▶ [Directions for this task] Copy out lines with the word "screenshot" from the material that follows.

▶ [Data section]
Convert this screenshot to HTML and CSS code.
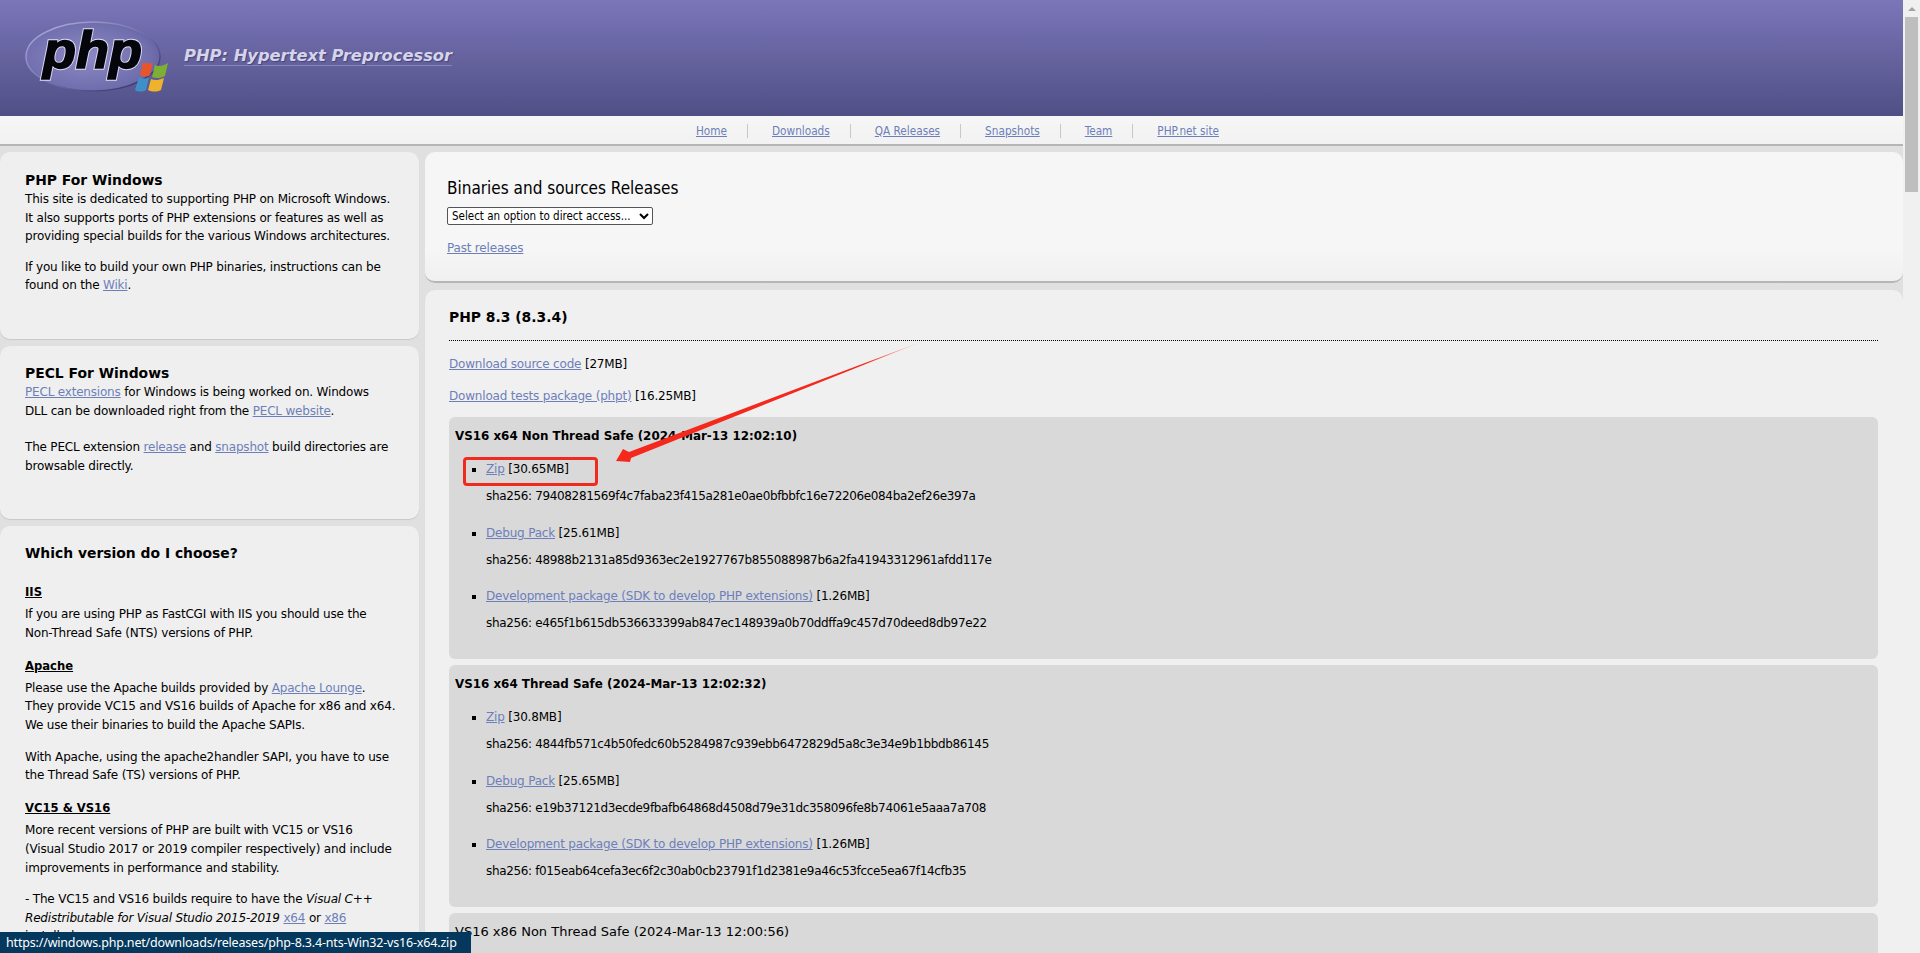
FILE: index.html
```html
<!DOCTYPE html>
<html lang="en">
<head>
  <meta charset="UTF-8">
  <title>PHP For Windows: Binaries and sources Releases</title>
  <link rel="stylesheet" href="styles.css">
</head>
<body>
  <div class="page">
    <header class="masthead">
      <svg class="logo" width="172" height="116" viewBox="0 0 172 116">
        <defs>
          <radialGradient id="oval" cx="45%" cy="50%" r="60%">
            <stop offset="0" stop-color="#8d89c4"/>
            <stop offset="0.8" stop-color="#716eae"/>
            <stop offset="1" stop-color="#625f9e"/>
          </radialGradient>
          <linearGradient id="rim" x1="0" y1="0" x2="1" y2="1">
            <stop offset="0" stop-color="#b9b6e6"/>
            <stop offset="0.55" stop-color="#6f6bad"/>
            <stop offset="1" stop-color="#24245a"/>
          </linearGradient>
        </defs>
        <ellipse cx="93" cy="56.5" rx="67" ry="34.5" fill="url(#oval)" stroke="url(#rim)" stroke-width="1.5"/>
        <text class="logo-edge" x="43" y="68" textLength="99" lengthAdjust="spacingAndGlyphs">php</text>
        <text class="logo-word" x="43" y="68" textLength="99" lengthAdjust="spacingAndGlyphs">php</text>
        <path d="M143 62c4 2 7 2 10 0l-3 13c-3 2-7 2-10 0z" fill="#e8552a"/>
        <path d="M155 65c4 2 8 1 13-2l-3 13c-4 2-8 3-13 1z" fill="#7fae34"/>
        <path d="M139 77c3 2 7 2 10 0l-3 13c-3 2-8 2-11 0z" fill="#3f90c8"/>
        <path d="M151 79c4 2 8 1 13-1l-3 12c-4 2-9 2-13 0z" fill="#eeb22c"/>
      </svg>
      <span class="tagline">PHP: Hypertext Preprocessor</span>
    </header>

    <nav class="topnav">
      <ul>
        <li><a href="#">Home</a></li>
        <li><a href="#">Downloads</a></li>
        <li><a href="#">QA Releases</a></li>
        <li><a href="#">Snapshots</a></li>
        <li><a href="#">Team</a></li>
        <li><a href="#">PHP.net site</a></li>
      </ul>
    </nav>

    <div class="columns">
      <aside class="sidebar">
        <section class="box box-intro">
          <h3>PHP For Windows</h3>
          <p>This site is dedicated to supporting PHP on Microsoft Windows. It also supports ports of PHP extensions or features as well as providing special builds for the various Windows architectures.</p>
          <p>If you like to build your own PHP binaries, instructions can be found on the <a href="#">Wiki</a>.</p>
        </section>
        <section class="box box-pecl">
          <h3>PECL For Windows</h3>
          <p><a href="#">PECL extensions</a> for Windows is being worked on. Windows<br>DLL can be downloaded right from the <a href="#">PECL website</a>.</p>
          <p class="spaced">The PECL extension <a href="#">release</a> and <a href="#">snapshot</a> build directories are browsable directly.</p>
        </section>
        <section class="box box-choose">
          <h3 class="choose-title">Which version do I choose?</h3>
          <h4>IIS</h4>
          <p>If you are using PHP as FastCGI with IIS you should use the<br>Non-Thread Safe (NTS) versions of PHP.</p>
          <h4>Apache</h4>
          <p>Please use the Apache builds provided by <a href="#">Apache Lounge</a>.<br>They provide VC15 and VS16 builds of Apache for x86 and x64.<br>We use their binaries to build the Apache SAPIs.</p>
          <p>With Apache, using the apache2handler SAPI, you have to use the Thread Safe (TS) versions of PHP.</p>
          <h4>VC15 &amp; VS16</h4>
          <p>More recent versions of PHP are built with VC15 or VS16<br>(Visual Studio 2017 or 2019 compiler respectively) and include improvements in performance and stability.</p>
          <p>- The VC15 and VS16 builds require to have the <em>Visual C++ Redistributable for Visual Studio 2015-2019</em> <a href="#">x64</a> or <a href="#">x86</a><br>installed</p>
        </section>
      </aside>

      <main class="content">
        <section class="box box-head">
          <h2>Binaries and sources Releases</h2>
          <select class="jump">
            <option>Select an option to direct access...</option>
          </select>
          <p class="past"><a href="#">Past releases</a></p>
        </section>

        <section class="box box-release">
          <h3 class="version">PHP 8.3 (8.3.4)</h3>
          <p class="source"><a href="#">Download source code</a> [27MB]</p>
          <p class="source"><a href="#">Download tests package (phpt)</a> [16.25MB]</p>

          <div class="build">
            <h4>VS16 x64 Non Thread Safe (2024-Mar-13 12:02:10)</h4>
            <ul>
              <li><a href="#">Zip</a> [30.65MB]<span class="sha">sha256: 79408281569f4c7faba23f415a281e0ae0bfbbfc16e72206e084ba2ef26e397a</span></li>
              <li><a href="#">Debug Pack</a> [25.61MB]<span class="sha">sha256: 48988b2131a85d9363ec2e1927767b855088987b6a2fa41943312961afdd117e</span></li>
              <li><a href="#">Development package (SDK to develop PHP extensions)</a> [1.26MB]<span class="sha">sha256: e465f1b615db536633399ab847ec148939a0b70ddffa9c457d70deed8db97e22</span></li>
            </ul>
          </div>

          <div class="build">
            <h4>VS16 x64 Thread Safe (2024-Mar-13 12:02:32)</h4>
            <ul>
              <li><a href="#">Zip</a> [30.8MB]<span class="sha">sha256: 4844fb571c4b50fedc60b5284987c939ebb6472829d5a8c3e34e9b1bbdb86145</span></li>
              <li><a href="#">Debug Pack</a> [25.65MB]<span class="sha">sha256: e19b37121d3ecde9fbafb64868d4508d79e31dc358096fe8b74061e5aaa7a708</span></li>
              <li><a href="#">Development package (SDK to develop PHP extensions)</a> [1.26MB]<span class="sha">sha256: f015eab64cefa3ec6f2c30ab0cb23791f1d2381e9a46c53fcce5ea67f14cfb35</span></li>
            </ul>
          </div>

          <div class="build build-cut">
            <h4>VS16 x86 Non Thread Safe (2024-Mar-13 12:00:56)</h4>
          </div>
        </section>
      </main>
    </div>

    <!-- screenshot annotation -->
    <div class="callout"></div>
    <svg class="arrow" width="320" height="140" viewBox="0 0 320 140">
      <defs>
        <linearGradient id="fade" gradientUnits="userSpaceOnUse" x1="312" y1="0" x2="2" y2="121">
          <stop offset="0" stop-color="#f5281c" stop-opacity="0"/>
          <stop offset="0.2" stop-color="#f5281c"/>
          <stop offset="1" stop-color="#f5281c"/>
        </linearGradient>
      </defs>
      <path d="M312 0 15 112 9 109 2 121 16 122 17 118z" fill="url(#fade)"/>
    </svg>

    <div class="statusbar">https://windows.php.net/downloads/releases/php-8.3.4-nts-Win32-vs16-x64.zip</div>
  </div>

  <div class="scrollbar">
    <span class="scroll-up"></span>
    <span class="scroll-thumb"></span>
  </div>
</body>
</html>
```

FILE: styles.css
```css
html, body {
  height: 100%;
  margin: 0;
  overflow: hidden;
}

body {
  display: flex;
  background-color: #e0e0e0;
  color: #000;
  font-family: "DejaVu Sans", sans-serif;
  font-size: 12px;
  letter-spacing: -0.19px;
  line-height: 18.6px;
}

a {
  color: #6d7fb9;
}

p {
  margin: 0;
}

.page {
  position: relative;
  flex: 1;
  min-width: 0;
  height: 953px;
  overflow: hidden;
}

/* header */
.masthead {
  display: flex;
  align-items: center;
  height: 116px;
  background: linear-gradient(#7b76b9, #504f85);
}

.logo {
  flex: none;
  margin-right: 12px;
}

.logo-word,
.logo-edge {
  font-family: "Liberation Sans", sans-serif;
  font-size: 52px;
  font-weight: bold;
  font-style: italic;
  letter-spacing: 0;
}

.logo-word {
  fill: #05050c;
  stroke: #05050c;
  stroke-width: 1.6px;
}

.logo-edge {
  fill: #dcdcf4;
  stroke: #dcdcf4;
  stroke-width: 3.4px;
}

.tagline {
  margin-bottom: 4px;
  padding-bottom: 1px;
  border-bottom: 1px solid #8885bb;
  color: #d6d4ea;
  font-size: 16.3px;
  font-weight: bold;
  font-style: italic;
  letter-spacing: 0;
  line-height: 17px;
  text-shadow: 1px 1px 1px #45447a;
}

/* nav */
.topnav {
  box-sizing: border-box;
  height: 30px;
  background: linear-gradient(#f6f6f6, #f2f2f2);
  border-bottom: 2px solid #b6b6b6;
}

.topnav ul {
  display: flex;
  justify-content: center;
  margin: 0;
  padding: 8px 0 0 8px;
  list-style: none;
}

.topnav li {
  height: 14px;
  padding: 0 20px 0 24px;
  border-right: 1px solid #c8c8c8;
  font-stretch: condensed;
  font-size: 11.7px;
  letter-spacing: 0;
  line-height: 14px;
}

.topnav li:last-child {
  border-right: none;
}

/* columns */
.columns {
  display: flex;
  gap: 6px;
  padding-top: 6px;
}

.sidebar {
  flex: none;
  display: flex;
  flex-direction: column;
  gap: 7px;
  width: 419px;
}

.content {
  flex: 1;
  min-width: 0;
  display: flex;
  flex-direction: column;
  gap: 7px;
}

.box {
  box-sizing: border-box;
  background: #efefef;
  border-radius: 10px;
  box-shadow: 0 1px 1px #c8c8c8;
}

.sidebar .box {
  padding-left: 25px;
  padding-right: 20px;
}

.box-intro {
  height: 187px;
  padding-top: 18px;
}

.box-pecl {
  height: 173px;
  padding-top: 17px;
}

.box-choose {
  height: 620px;
  padding-top: 17px;
}

.box h3 {
  margin: 0;
  font-size: 13.9px;
  font-weight: bold;
  letter-spacing: 0;
  line-height: 20px;
}

.box-intro p + p {
  margin-top: 12px;
}

.spaced {
  margin-top: 18px;
}

.box h3.choose-title {
  margin-bottom: 20px;
}

.box-choose h4 {
  margin: 14.6px 0 4px;
  font-size: 11.6px;
  font-weight: bold;
  letter-spacing: 0;
  line-height: 18px;
  text-decoration: underline;
}

.box-choose p {
  margin-bottom: 13px;
}

/* main */
.box-head {
  height: 131px;
  padding: 25px 0 0 22px;
  background: linear-gradient(#f6f6f6 75%, #f0f0f0);
  border-bottom: 2px solid #b6b6b6;
  box-shadow: none;
}

.box-head h2 {
  margin: 0 0 8px;
  font-size: 17px;
  font-stretch: condensed;
  font-weight: normal;
  letter-spacing: 0;
  line-height: 22px;
}

.jump {
  display: block;
  box-sizing: border-box;
  width: 206px;
  height: 18px;
  padding: 0;
  border: 1px solid #555;
  border-radius: 2px;
  background: #fff;
  color: #000;
  font-family: inherit;
  font-stretch: condensed;
  font-size: 11.5px;
}

.past {
  margin-top: 14px;
}

.box-release {
  height: 700px;
  padding: 17px 25px 0 24px;
  background: #f0f0f0;
}

.box .version {
  padding-bottom: 13px;
  border-bottom: 1px dotted #000;
}

.source {
  margin-top: 14px;
}

.source + .source {
  margin-top: 13px;
}

.build {
  box-sizing: border-box;
  height: 242px;
  margin-top: 6px;
  padding: 10px 6px 0;
  border-radius: 6px;
  background: #d9d9d9;
}

.source + .build {
  margin-top: 12px;
}

.build h4 {
  margin: 0 0 15px;
  font-size: 11.9px;
  font-weight: bold;
  letter-spacing: 0;
  line-height: 18px;
}

.build-cut h4 {
  font-size: 13px;
  font-weight: normal;
}

.build ul {
  margin: 0;
  padding: 0 0 0 31px;
  list-style: square;
}

.build li {
  margin-bottom: 17.8px;
}

.sha {
  display: block;
  margin-top: 8.5px;
  letter-spacing: -0.35px;
}

/* annotation and status */
.callout {
  position: absolute;
  left: 463px;
  top: 457px;
  width: 135px;
  height: 29px;
  box-sizing: border-box;
  border: 3px solid #f02b1d;
  border-radius: 4px;
}

.arrow {
  position: absolute;
  left: 614px;
  top: 340px;
}

.statusbar {
  position: absolute;
  left: 0;
  bottom: 0;
  box-sizing: border-box;
  width: 471px;
  height: 21px;
  padding-left: 6px;
  background: #04385c;
  color: #fff;
  font-family: "Noto Sans", sans-serif;
  font-size: 12.5px;
  letter-spacing: -0.18px;
  line-height: 21px;
  white-space: nowrap;
  overflow: hidden;
}

/* scrollbar */
.scrollbar {
  flex: none;
  position: relative;
  width: 17px;
  height: 953px;
  background: #f0f0f0;
}

.scroll-up {
  display: block;
  width: 0;
  height: 0;
  margin: 7px auto 0;
  border-left: 4px solid transparent;
  border-right: 4px solid transparent;
  border-bottom: 4px solid #a3a3a3;
}

.scroll-thumb {
  display: block;
  width: 13px;
  height: 175px;
  margin: 6px auto 0;
  background: #bebebe;
}
```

▶ [Result]
Convert this screenshot to HTML and CSS code.
    <!-- screenshot annotation -->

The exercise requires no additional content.